Where do you think that comes from? Because it sounds like what you're describing is a culture
in the tech community where this is normalized. And it has gradually become more and more normalised
the more that we have seen it. And I would add to this list, these sort of acquisitions that on
fake acquisitions where you just you have a contract with a startup and then you hire the
employee. It's what Microsoft did with inflection. And it's basically an acquisition. And it seems
to play into the same dynamic where you're kind of skirting around the rules. What is driving that?
I think that second thing is a different dynamic. I think that has to do with getting around
regulatory approval and in the long window that that has. But I agree. Once it becomes
kind of normal, then the competitor, imagine if you're in you work in AWS or you work in
in the Google Cloud business and you see that Microsoft deal and then you see them announces
yours growing 35%. And you've got pressure on yourself to compete in that market. You're going
to go do the same deal and they did go do the same deal. That's exactly what happened. They all
did the same deals, which seems to be like the exact recipe for a bubble where you're all chasing
the same fake thing, which is fake revenue. Or is that an unfair way to put it? You don't necessarily
have to call it fake. You could call it like souped up revenue, right? Especially like in the
Nvidia case, they are giving money to a lot of nascent startups. Actually, the thing that Nvidia did
that's probably most questionable is so they propped up core weave. Once again, expand the
competitor's set. But then they wrote a contract with core weave with said, if core weave ever
has extra capacity, we'll buy that capacity, which presumably helps it get more debt financing,
that kind of thing. Boy, I don't know how you could sit there and say, well, that's a normal way
to do business. And if the market's so hot, why do you need to do all this? Like, what's the point?
But I do think it's become normalized. I think your words are perfect. And it's going to stay
normalized until it's not. So let's go back to 2000, early textios, chambers,
Meg Whitman, Jeff Bezos. They were sort of seen as jobs, kind of modern day heroes.

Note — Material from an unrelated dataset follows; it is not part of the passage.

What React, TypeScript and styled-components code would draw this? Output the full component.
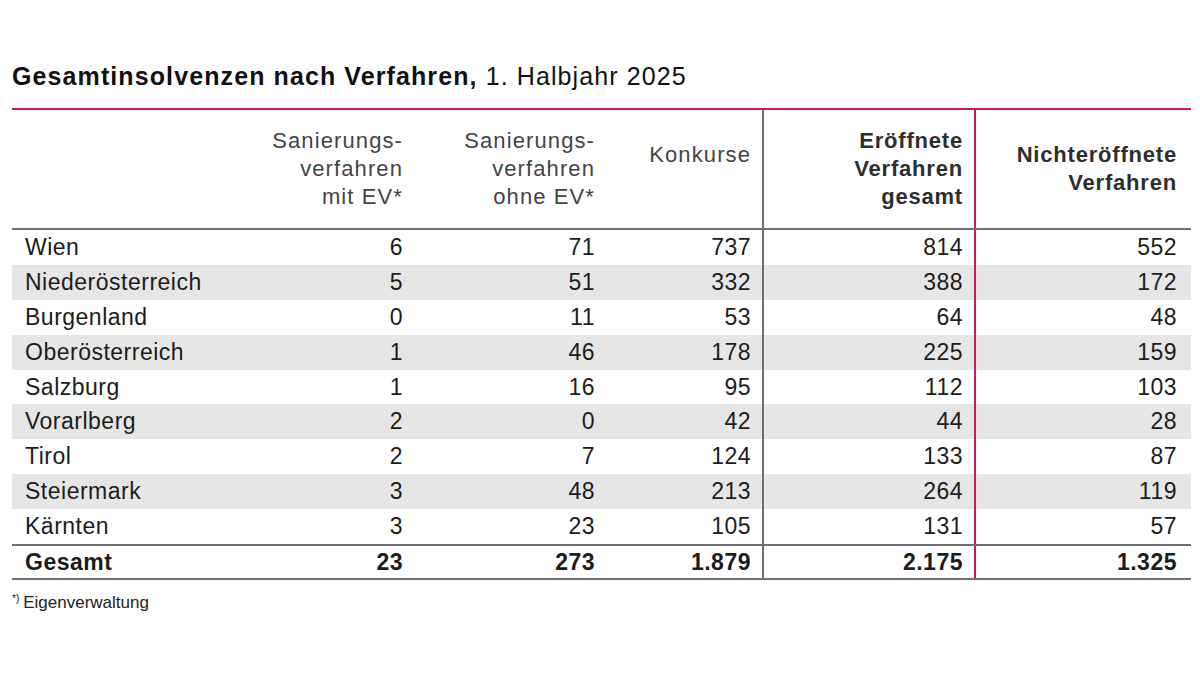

And it's much different today. Now I would describe the perception of textios as their bond villains
minus the charm. They're generally seen as having a victim complex, not being good for America,
being so obsessed with shareholder value that they're willing to compromise the well-being of
the commonwealth. Do you believe there's a fundamental change in the character and complexion
of textios now versus say a quarter century ago? Or is it a perception problem?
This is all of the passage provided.